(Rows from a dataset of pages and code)
--

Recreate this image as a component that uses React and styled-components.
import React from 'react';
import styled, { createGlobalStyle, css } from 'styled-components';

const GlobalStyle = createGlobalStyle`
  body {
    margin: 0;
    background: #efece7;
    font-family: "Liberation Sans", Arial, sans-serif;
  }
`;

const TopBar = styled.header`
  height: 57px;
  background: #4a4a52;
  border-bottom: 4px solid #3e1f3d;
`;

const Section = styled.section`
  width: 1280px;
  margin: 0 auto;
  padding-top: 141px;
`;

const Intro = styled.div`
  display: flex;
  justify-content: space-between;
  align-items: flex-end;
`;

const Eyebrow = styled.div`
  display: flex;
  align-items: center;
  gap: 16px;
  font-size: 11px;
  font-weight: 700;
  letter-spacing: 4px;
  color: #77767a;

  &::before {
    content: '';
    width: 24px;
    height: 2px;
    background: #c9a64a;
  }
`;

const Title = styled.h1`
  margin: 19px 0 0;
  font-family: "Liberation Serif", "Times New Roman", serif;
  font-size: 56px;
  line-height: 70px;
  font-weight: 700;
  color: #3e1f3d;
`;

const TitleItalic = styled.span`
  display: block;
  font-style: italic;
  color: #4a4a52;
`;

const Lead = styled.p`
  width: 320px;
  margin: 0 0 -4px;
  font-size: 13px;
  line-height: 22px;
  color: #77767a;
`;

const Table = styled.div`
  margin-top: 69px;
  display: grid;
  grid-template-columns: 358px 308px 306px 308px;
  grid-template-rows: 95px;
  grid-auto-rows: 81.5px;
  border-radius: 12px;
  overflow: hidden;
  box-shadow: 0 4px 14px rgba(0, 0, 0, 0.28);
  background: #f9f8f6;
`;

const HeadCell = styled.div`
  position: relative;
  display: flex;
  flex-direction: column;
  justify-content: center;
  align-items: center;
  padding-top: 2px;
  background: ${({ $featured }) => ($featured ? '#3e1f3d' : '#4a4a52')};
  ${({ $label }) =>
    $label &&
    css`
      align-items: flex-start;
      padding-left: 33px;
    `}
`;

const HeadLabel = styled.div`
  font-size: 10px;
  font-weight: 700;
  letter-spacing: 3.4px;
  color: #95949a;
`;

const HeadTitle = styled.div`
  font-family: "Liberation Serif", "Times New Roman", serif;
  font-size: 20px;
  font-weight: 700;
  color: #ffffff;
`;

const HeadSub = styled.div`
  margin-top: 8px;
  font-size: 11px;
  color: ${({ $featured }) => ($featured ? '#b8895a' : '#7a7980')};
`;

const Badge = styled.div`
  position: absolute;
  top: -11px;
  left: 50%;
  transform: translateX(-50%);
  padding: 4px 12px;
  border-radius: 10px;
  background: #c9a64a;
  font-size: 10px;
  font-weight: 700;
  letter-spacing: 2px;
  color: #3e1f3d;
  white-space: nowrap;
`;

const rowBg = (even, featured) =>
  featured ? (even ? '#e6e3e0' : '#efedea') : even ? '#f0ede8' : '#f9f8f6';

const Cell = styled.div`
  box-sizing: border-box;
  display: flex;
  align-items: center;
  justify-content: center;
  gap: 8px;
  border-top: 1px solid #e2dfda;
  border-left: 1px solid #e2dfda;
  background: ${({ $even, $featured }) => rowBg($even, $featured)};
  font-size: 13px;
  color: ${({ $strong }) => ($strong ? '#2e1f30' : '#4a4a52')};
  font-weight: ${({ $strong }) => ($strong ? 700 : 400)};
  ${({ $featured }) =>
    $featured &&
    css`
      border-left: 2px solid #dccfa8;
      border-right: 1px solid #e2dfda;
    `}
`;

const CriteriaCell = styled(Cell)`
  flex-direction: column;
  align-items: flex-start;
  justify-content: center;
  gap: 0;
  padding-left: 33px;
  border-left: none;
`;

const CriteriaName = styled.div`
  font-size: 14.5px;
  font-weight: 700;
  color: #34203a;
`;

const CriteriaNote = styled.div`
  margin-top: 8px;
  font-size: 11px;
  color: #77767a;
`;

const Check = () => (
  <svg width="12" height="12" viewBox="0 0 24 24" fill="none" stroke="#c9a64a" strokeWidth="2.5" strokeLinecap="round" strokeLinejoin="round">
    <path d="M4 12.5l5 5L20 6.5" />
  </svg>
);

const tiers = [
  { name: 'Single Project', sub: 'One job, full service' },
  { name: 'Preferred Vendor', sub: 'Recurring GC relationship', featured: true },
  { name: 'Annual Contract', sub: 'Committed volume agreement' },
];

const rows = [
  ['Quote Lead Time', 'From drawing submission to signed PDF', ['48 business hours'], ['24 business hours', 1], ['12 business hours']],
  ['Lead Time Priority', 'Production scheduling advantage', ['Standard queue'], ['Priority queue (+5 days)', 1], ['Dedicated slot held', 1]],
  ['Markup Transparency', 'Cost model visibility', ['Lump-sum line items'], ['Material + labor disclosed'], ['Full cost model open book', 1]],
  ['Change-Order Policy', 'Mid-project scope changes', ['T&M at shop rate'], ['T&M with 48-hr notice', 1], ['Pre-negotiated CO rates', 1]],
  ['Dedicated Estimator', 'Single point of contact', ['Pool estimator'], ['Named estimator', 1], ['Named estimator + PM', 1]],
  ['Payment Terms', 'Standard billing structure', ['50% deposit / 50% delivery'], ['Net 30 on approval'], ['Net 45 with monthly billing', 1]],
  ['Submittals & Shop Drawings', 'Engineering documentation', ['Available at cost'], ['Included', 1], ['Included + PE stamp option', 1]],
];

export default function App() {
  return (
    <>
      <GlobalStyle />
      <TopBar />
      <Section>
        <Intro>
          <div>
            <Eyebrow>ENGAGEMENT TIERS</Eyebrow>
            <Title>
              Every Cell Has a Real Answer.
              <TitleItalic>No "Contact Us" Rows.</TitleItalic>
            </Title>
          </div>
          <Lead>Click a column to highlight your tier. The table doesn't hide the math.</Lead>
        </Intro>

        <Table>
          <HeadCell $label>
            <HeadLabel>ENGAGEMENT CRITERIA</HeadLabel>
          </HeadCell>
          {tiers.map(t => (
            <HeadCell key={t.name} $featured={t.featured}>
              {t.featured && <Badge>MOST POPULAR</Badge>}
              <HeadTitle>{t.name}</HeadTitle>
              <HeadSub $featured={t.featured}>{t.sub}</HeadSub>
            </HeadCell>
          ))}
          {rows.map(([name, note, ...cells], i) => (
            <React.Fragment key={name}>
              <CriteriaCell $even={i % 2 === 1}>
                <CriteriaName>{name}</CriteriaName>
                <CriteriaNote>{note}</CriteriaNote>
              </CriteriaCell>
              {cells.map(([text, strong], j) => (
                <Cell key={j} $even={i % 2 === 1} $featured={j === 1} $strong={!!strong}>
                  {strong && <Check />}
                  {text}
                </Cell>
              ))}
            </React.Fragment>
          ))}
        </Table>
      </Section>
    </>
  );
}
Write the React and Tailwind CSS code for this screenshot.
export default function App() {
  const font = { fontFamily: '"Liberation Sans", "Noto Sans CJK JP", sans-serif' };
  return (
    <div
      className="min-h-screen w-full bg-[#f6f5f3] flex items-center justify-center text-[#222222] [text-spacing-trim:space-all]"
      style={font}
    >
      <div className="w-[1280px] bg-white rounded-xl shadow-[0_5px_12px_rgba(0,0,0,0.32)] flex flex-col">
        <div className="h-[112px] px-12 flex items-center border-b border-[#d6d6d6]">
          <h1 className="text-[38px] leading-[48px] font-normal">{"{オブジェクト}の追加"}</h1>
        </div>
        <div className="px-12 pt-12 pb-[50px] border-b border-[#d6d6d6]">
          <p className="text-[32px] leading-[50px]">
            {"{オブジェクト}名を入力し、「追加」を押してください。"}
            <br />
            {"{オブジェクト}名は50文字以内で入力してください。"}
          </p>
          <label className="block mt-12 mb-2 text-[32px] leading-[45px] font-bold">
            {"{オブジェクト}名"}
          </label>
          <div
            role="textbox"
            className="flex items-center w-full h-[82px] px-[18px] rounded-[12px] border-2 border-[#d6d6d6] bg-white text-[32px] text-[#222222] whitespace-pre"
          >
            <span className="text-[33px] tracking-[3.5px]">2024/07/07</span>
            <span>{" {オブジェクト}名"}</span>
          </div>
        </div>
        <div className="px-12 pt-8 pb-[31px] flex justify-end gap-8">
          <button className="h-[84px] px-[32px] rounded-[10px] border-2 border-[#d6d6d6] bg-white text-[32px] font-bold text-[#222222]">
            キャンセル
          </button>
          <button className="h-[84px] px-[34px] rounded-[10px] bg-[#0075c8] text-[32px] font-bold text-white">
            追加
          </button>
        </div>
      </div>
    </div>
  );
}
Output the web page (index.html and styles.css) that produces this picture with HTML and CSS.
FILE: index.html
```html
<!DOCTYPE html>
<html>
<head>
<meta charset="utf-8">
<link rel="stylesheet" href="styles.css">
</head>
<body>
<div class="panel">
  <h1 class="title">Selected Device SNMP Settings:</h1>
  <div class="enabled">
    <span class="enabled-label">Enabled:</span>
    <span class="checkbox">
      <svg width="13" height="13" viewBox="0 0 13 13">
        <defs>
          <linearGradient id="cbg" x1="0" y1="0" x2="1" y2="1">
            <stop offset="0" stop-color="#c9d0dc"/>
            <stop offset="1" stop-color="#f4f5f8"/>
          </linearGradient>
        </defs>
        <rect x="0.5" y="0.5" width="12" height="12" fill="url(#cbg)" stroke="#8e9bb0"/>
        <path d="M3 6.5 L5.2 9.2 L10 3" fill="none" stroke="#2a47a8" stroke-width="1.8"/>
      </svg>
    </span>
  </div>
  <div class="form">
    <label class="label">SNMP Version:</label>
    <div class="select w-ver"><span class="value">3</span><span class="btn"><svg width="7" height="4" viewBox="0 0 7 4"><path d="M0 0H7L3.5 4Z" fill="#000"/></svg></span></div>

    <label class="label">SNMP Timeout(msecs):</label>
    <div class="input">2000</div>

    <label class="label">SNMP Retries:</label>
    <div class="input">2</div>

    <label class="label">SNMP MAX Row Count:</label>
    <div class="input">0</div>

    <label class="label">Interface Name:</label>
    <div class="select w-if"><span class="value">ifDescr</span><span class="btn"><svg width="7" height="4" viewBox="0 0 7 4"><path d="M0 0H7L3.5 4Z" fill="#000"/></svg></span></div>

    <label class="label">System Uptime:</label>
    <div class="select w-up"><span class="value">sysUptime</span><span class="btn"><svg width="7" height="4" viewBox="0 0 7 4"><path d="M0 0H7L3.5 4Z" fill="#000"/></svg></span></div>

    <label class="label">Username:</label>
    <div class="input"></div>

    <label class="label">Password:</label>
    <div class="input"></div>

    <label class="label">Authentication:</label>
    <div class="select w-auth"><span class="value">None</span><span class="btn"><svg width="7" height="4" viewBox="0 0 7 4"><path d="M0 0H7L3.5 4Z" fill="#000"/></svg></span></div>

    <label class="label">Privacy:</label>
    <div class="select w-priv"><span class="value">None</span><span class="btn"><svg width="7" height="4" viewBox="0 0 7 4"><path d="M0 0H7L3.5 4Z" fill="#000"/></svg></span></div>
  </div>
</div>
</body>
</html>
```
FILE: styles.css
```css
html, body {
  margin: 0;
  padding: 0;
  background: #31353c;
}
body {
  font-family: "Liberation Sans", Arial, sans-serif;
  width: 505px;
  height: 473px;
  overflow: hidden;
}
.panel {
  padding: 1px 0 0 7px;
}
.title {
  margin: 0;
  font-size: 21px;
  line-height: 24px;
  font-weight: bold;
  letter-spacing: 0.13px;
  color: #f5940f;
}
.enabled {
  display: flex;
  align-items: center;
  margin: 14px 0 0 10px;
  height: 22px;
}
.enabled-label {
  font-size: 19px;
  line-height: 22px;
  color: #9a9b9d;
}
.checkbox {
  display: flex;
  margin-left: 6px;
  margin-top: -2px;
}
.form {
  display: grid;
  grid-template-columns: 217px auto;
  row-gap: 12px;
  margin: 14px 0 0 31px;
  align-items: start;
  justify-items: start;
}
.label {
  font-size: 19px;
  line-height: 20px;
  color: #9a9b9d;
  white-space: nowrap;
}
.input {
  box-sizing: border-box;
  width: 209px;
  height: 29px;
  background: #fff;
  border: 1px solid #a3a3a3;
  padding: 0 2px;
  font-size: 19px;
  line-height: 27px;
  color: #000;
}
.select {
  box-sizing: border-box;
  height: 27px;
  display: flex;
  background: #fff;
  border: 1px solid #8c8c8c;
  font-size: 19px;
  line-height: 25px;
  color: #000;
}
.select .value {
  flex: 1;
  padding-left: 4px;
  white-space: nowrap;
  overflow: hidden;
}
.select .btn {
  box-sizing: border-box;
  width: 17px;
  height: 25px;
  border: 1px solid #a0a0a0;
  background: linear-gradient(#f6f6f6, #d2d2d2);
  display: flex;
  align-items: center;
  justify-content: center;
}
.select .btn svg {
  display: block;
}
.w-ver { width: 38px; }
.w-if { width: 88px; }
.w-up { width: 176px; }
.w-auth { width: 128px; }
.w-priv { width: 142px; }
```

--

Copy each line of the records above that carries the word "this".

__SOLUTION__
Recreate this image as a component that uses React and styled-components.
Write the React and Tailwind CSS code for this screenshot.
Output the web page (index.html and styles.css) that produces this picture with HTML and CSS.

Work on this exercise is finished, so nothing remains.